An American charity has offered to buy South Africa’s stockpile of ivory and burn it, in an attempt to stem the slaughter of thousands of elephants in parts of Africa and Asia.
The Humane Society of the United States, which has a membership of 7,5-million, offered in March to buy the stockpile. The idea was to burn it in a ceremonial bonfire during the World Summit on Sustainable Development in Johannesburg.
However, at the time, talks be-tween the charity and South African National Parks (SANParks), which technically owns the stockpile, broke down over the price. SANParks says the Humane Society offered $250 000 for the 30 tons of ivory it wants to sell, which ”is a joke”. SANParks estimates the price tag to be closer to $5-million on the international market.
Mavuso Msimang, head of SANParks, is enthusiastic about the proposal. ”It would be fantastic. We are not in favour of seeing people wearing ivory trinkets and bracelets,” he says.
South Africa is one of five Southern African states that will apply next week to the international wildlife regulatory authority, the Convention on Trade in Endangered Species (Cites), to resume trade in ivory and other elephant products.
Opponents say the proposed legal trade will see an upsurge in illegal trade and more elephant killings.
Former Kenyan Wildlife Service (KWS) director Richard Leakey and President Daniel arap Moi burnt about $3-million worth of elephant tusks in 1988 in a highly publicised statement against the ivory trade. Within three years Leakey raised about $300-million for KWS, mainly as a result of the international goodwill generated by the gesture.
”The Kenyan experience showed us you can raise 10 times what the ivory is worth just because of the publicity,” says Gareth Pyne-James, a wildlife filmmaker who is working with the Humane Society and Johnnic Communications to raise $2-billion for SANParks through an ambitious educational initiative called My Acre of Africa. He is obviously keen to use a burning pyre of elephant tusks as a marketing tool.
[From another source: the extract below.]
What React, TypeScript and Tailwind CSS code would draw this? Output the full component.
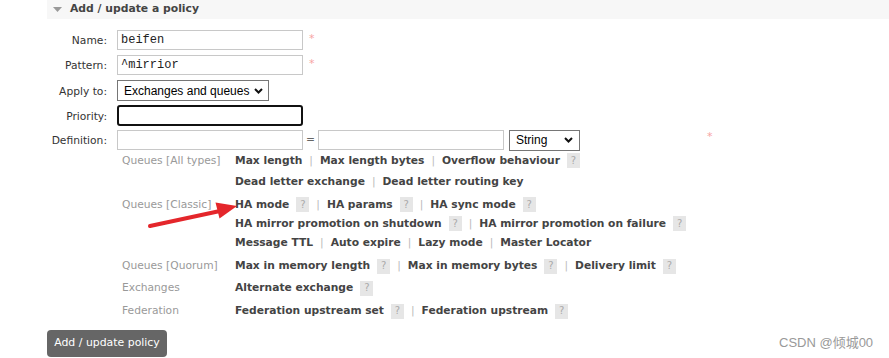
import React from "react";

const Help = () => (
  <span className="inline-flex items-center justify-center w-[13px] h-[15px] ml-[7px] bg-[#e6e6e6] text-[#aaa] text-[10px] font-normal leading-none">
    ?
  </span>
);

const Sep = () => <span className="px-[7px] text-[#bbb] font-normal">|</span>;

const Link = ({ children }: { children: React.ReactNode }) => (
  <span className="font-bold text-[#444]">{children}</span>
);

const Star = ({ className = "" }: { className?: string }) => (
  <span className={"self-start text-[#f7a3a3] text-[11px] leading-none " + className}>*</span>
);

const Chevron = () => (
  <svg width="9" height="6" viewBox="0 0 9 6" className="shrink-0">
    <path d="M1 1 L4.5 4.5 L8 1" fill="none" stroke="#111" strokeWidth="2" />
  </svg>
);

function Row({ label, children, h, mt }: { label: string; children: React.ReactNode; h: string; mt: string }) {
  return (
    <div className={"flex items-center " + h + " " + mt}>
      <span className="w-[60px] mr-[10px] pt-[3px] text-right text-[#333]">{label}</span>
      {children}
    </div>
  );
}

function Group({
  label,
  lines,
  cls = "leading-[20px]",
}: {
  label: string;
  lines: React.ReactNode[];
  cls?: string;
}) {
  return (
    <div className={"flex " + cls}>
      <span className="w-[113px] text-[#999]">{label}</span>
      <div className="flex flex-col">
        {lines.map((l, i) => (
          <div key={i} className="flex items-center whitespace-nowrap">
            {l}
          </div>
        ))}
      </div>
    </div>
  );
}

export default function App() {
  return (
    <div className="relative w-[889px] h-[358px] overflow-hidden bg-white font-['DejaVu_Sans',Verdana,sans-serif] text-[10.7px] text-[#333]">
      {/* section header */}
      <div className="ml-[47px] h-[19px] flex items-center bg-[#f7f7f7]">
        <svg width="9" height="5" viewBox="0 0 9 5" className="ml-[6px]">
          <path d="M0 0 L9 0 L4.5 5 Z" fill="#999" />
        </svg>
        <span className="ml-[8px] font-bold text-[10.8px] text-[#444]">Add / update a policy</span>
      </div>

      <div className="ml-[47px] flex flex-col">
        <Row label="Name:" h="h-[20px]" mt="mt-[11px]">
          <input
            readOnly
            defaultValue="beifen"
            className="w-[186px] h-[20px] border border-[#c8c8c8] px-[3px] font-['Liberation_Mono',monospace] text-[12px] text-[#222] outline-none"
          />
          <Star className="ml-[6px] mt-[3px]" />
        </Row>
        <Row label="Pattern:" h="h-[20px]" mt="mt-[5px]">
          <input
            readOnly
            defaultValue="^mirrior"
            className="w-[186px] h-[20px] border border-[#c8c8c8] px-[3px] font-['Liberation_Mono',monospace] text-[12px] text-[#222] outline-none"
          />
          <Star className="ml-[6px] mt-[3px]" />
        </Row>
        <Row label="Apply to:" h="h-[21px]" mt="mt-[5px]">
          <div className="w-[152px] h-[21px] flex items-center justify-between border border-[#767676] pl-[6px] pr-[5px] font-['Liberation_Sans',Arial,sans-serif] text-[12px] text-black">
            <span>Exchanges and queues</span>
            <Chevron />
          </div>
        </Row>
        <Row label="Priority:" h="h-[21px]" mt="mt-[4px]">
          <input readOnly className="w-[186px] h-[21px] border-2 border-[#111] rounded-[3px] outline-none" />
        </Row>
        <Row label="Definition:" h="h-[20px]" mt="mt-[4px]">
          <input readOnly className="w-[186px] h-[20px] border border-[#c8c8c8] outline-none" />
          <span className="w-[15px] text-center text-[#666]">=</span>
          <input readOnly className="w-[186px] h-[20px] border border-[#c8c8c8] outline-none" />
          <div className="ml-[5px] w-[71px] h-[21px] flex items-center justify-between border border-[#767676] pl-[6px] pr-[6px] font-['Liberation_Sans',Arial,sans-serif] text-[12px] text-black">
            <span>String</span>
            <Chevron />
          </div>
          <Star className="ml-[127px] mt-[1px]" />
        </Row>

        {/* argument shortcuts */}
        <div className="ml-[75px] flex flex-col">
          <Group
            label="Queues [All types]"
            cls="leading-[21px]"
            lines={[
              <>
                <Link>Max length</Link>
                <Sep />
                <Link>Max length bytes</Link>
                <Sep />
                <Link>Overflow behaviour</Link>
                <Help />
              </>,
              <>
                <Link>Dead letter exchange</Link>
                <Sep />
                <Link>Dead letter routing key</Link>
              </>,
            ]}
          />
          <Group
            label="Queues [Classic]"
            cls="leading-[19px] mt-[3px]"
            lines={[
              <>
                <Link>HA mode</Link>
                <Help />
                <Sep />
                <Link>HA params</Link>
                <Help />
                <Sep />
                <Link>HA sync mode</Link>
                <Help />
              </>,
              <>
                <Link>HA mirror promotion on shutdown</Link>
                <Help />
                <Sep />
                <Link>HA mirror promotion on failure</Link>
                <Help />
              </>,
              <>
                <Link>Message TTL</Link>
                <Sep />
                <Link>Auto expire</Link>
                <Sep />
                <Link>Lazy mode</Link>
                <Sep />
                <Link>Master Locator</Link>
              </>,
            ]}
          />
          <Group
            label="Queues [Quorum]"
            cls="leading-[20px] mt-[4px]"
            lines={[
              <>
                <Link>Max in memory length</Link>
                <Help />
                <Sep />
                <Link>Max in memory bytes</Link>
                <Help />
                <Sep />
                <Link>Delivery limit</Link>
                <Help />
              </>,
            ]}
          />
          <Group
            label="Exchanges"
            cls="leading-[20px] mt-[2px]"
            lines={[
              <>
                <Link>Alternate exchange</Link>
                <Help />
              </>,
            ]}
          />
          <Group
            label="Federation"
            cls="leading-[20px] mt-[3px]"
            lines={[
              <>
                <Link>Federation upstream set</Link>
                <Help />
                <Sep />
                <Link>Federation upstream</Link>
                <Help />
              </>,
            ]}
          />
        </div>

        <button className="mt-[9px] w-[120px] h-[27px] rounded-[4px] bg-[#666] text-white text-[10.9px]">
          Add / update policy
        </button>
      </div>

      {/* red annotation arrow */}
      <svg className="absolute left-0 top-0 pointer-events-none" width="889" height="358">
        <line x1="150" y1="226" x2="220" y2="211" stroke="#e4262b" strokeWidth="4" strokeLinecap="round" />
        <polygon points="237,206 215.5,202.5 219.5,218.5" fill="#e4262b" />
      </svg>

      {/* watermark */}
      <span className="absolute left-[779px] top-[333px] font-['Liberation_Sans','Noto_Sans_CJK_SC',sans-serif] text-[13px] text-[#999]">
        CSDN @倾城00
      </span>
    </div>
  );
}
SANParks and the Department of Environmental Affairs and Tourism will propose to the Cites meeting in Santiago, Chile, that they be given the go-ahead to sell 30 tons of the 37-ton ivory stockpile kept at Skukuza. The tusks come from past culling programmes in the Kruger National Park, ”problem” animals and others that died of natural causes.
They are also proposing to sell 150 tons of elephant hides and an annual quota of two tons of ivory, although the latter proposal appears negotiable.
”Collecting two tons a years without culling elephants may be an unrealistic target,” says Hector Magome, head of conservation services at SANParks.
If the Humane Society deal flounders and Cites gives the green light, Japan will probably be the main bidder for the stockpile. After the first experimental sale of government-owned ivory by Namibia, Botswana and Zimbabwe was approved by Cites in 1997, Japanese importers bought 49 tons of the 59 tons offered for sale.
Botswana, Namibia, Zimbabwe and Zambia are also proposing to sell off various amounts of stockpiled ivory and annual quotas of tusks. The five Southern African countries intend to present a united front at the Cites meeting, which runs from November 3 to 11, by supporting each others’ proposals.
Opponents say the de facto resumption of a legal ivory trade proposed by Southern Africa will encourage poaching of elephants, particularly in countries where they are most threatened — West, Central and East Africa, as well as Asia. Kenya and India, as well as an international coalition of 65 NGOs called the Species Survival Network, are leading the opposition to Southern Africa.
”In the 1980s the African elephant population halved from 1,2-million to about 600 000 animals … [Now] there may be as few as 300 000 elephants in Africa. In Asia elephant populations are even more under threat and there are currently less than 50 000 Asian elephants left in the wild,” says the International Fund for Animal Welfare.
By Cites’s own count, trade in illegal ivory has been increasing recently, largely due to a huge demand in China. The agency says 12,4 tons of illegal ivory were seized around the world in the first nine months of this year, against 14 tons in the whole of last year. The countries most involved, either as destinations for the ivory or as sources, are China, Nigeria, Democratic Republic of Congo and Thailand.
”There is a market in China that is enormous and growing for working ivory products,” Cites deputy secretary general, Jim Armstrong, told a news conference recently. China’s increasing role in the illegal trade reflects the country’s growing affluence, he added.
But Msimang challenges a correlation between the proposed ivory sales and a resurgence in illegal trade. ”Even when the sale of ivory from African elephants was completely banned [from 1989 to 1997], the illegal trade never came to an end. It just comes into the spotlight at times like this.
”Our proposal is for a strictly supervised one-off sale. Monitoring of poaching and elephant management in South Africa is working well. We should not be punished for trying hard.”